Mortgage advisers are reporting a more cautious tone across the home loan market, despite rate cuts and improved credit availability, according to the latest mortgages.co.nz & Tony Alexander Mortgage Advisers Survey. 

The shift comes as Cotality NZ data shows standalone houses are starting to lead the market’s recovery – particularly in lower-cost suburbs – while townhouses and flats continue to lag. The suburb-level trends suggest the downturn may be easing, though uneven affordability and tight lending rules are expected to keep conditions volatile into 2025. 

First-home buyer activity edges higher 

A net 15% of mortgage advisers said they were seeing more enquiries from first-home buyers in June, up from just 4% in May. 

However, Tony Alexander (pictured) noted the recovery remains weak compared to earlier in 2025.  

“The pace of entry into the market by new buyers eased off in April despite continuing declines in interest rates,” Alexander said. 

Advisers highlighted stricter lending conditions for borrowers with less than a 20% deposit.  

“Tougher with banks now telling us they are pushing their over 80% LVR limits.
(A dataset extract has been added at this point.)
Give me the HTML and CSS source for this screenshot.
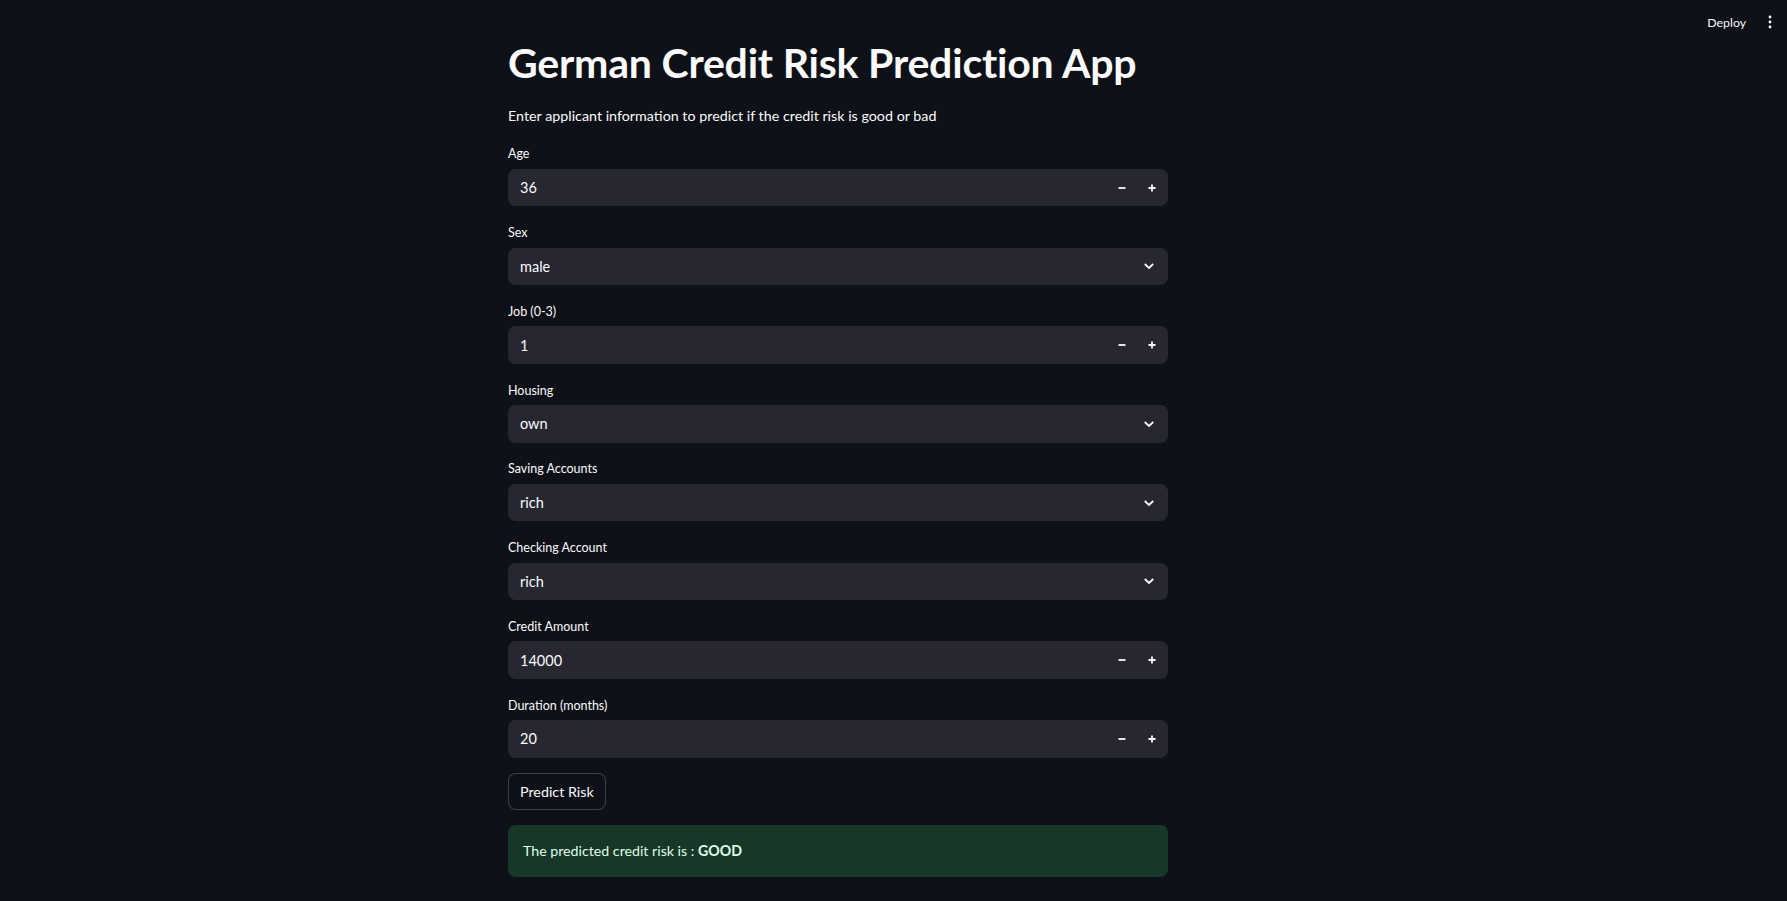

Wonder if it’s more about their inability to manage their lending queues,” one broker said. 

Another added, “Servicing requirements for lending over 80% is also tightening again with several banks.” 

Investor interest lifts slightly 

Investor enquiries also rose modestly, with a net 10% of advisers observing more activity – up from 5% in May and 2% in April. 

“Lenders seem fairly bullish about investors which is a pleasant change from a year or more ago,” one adviser said. 

Others pointed to long lead times and cautious strategies: “Many investors are seeking cashflow positive properties so the timeline from preapproval to purchase is longer for this reason.” 

Lenders still slow despite easing test rates 

Lenders’ willingness to advance funds held steady, with a net 13% of advisers saying conditions were more favourable – unchanged from May. 

But advisers remain critical of application delays.  

“Super busy…. the banks really don't have urgency from application through to documentation,” one said.  

Another reported, “Worst assessment times out of AKL I have seen in 13 years.” 

While test rates have declined in line with the OCR, competition among lenders appears limited.  

“Banks still content to do their own thing, and not too interested in matching competition,” one broker said. 

 

Borrowers lean toward short-term fixes 

Short-term interest rate fixes remain the preferred option, with 38% of borrowers choosing a one-year term and 27% selecting 18 months. 

Only 8% were fixing for three years.  

“There is a definite shift away from very short-term rates. A few are hedging their bets with a one- and three-year rate,” one adviser said. 

Refinancing remains a key trend 

Refinancing activity remains strong, with a net 29% of advisers reporting more enquiries. 

“More and more existing borrowers are requesting retention payments which can then trigger a refinance,” one broker said. 

Outlook: Cautious optimism but winter slowdown 

Many advisers flagged cautious optimism among buyers but acknowledged winter has brought a slowdown in new activity. 

“Winter slowdown is apparent. Busier than last winter though,” one adviser said. Another added, “Still plenty of first home buyers out there looking.” 

Non-bank lenders were noted as increasingly competitive, while processing delays continued to drive borrowers to switch banks.  

“Many clients are getting declined by their own bank for a top-up, but another bank will refinance them with the extra funds included,” an adviser said.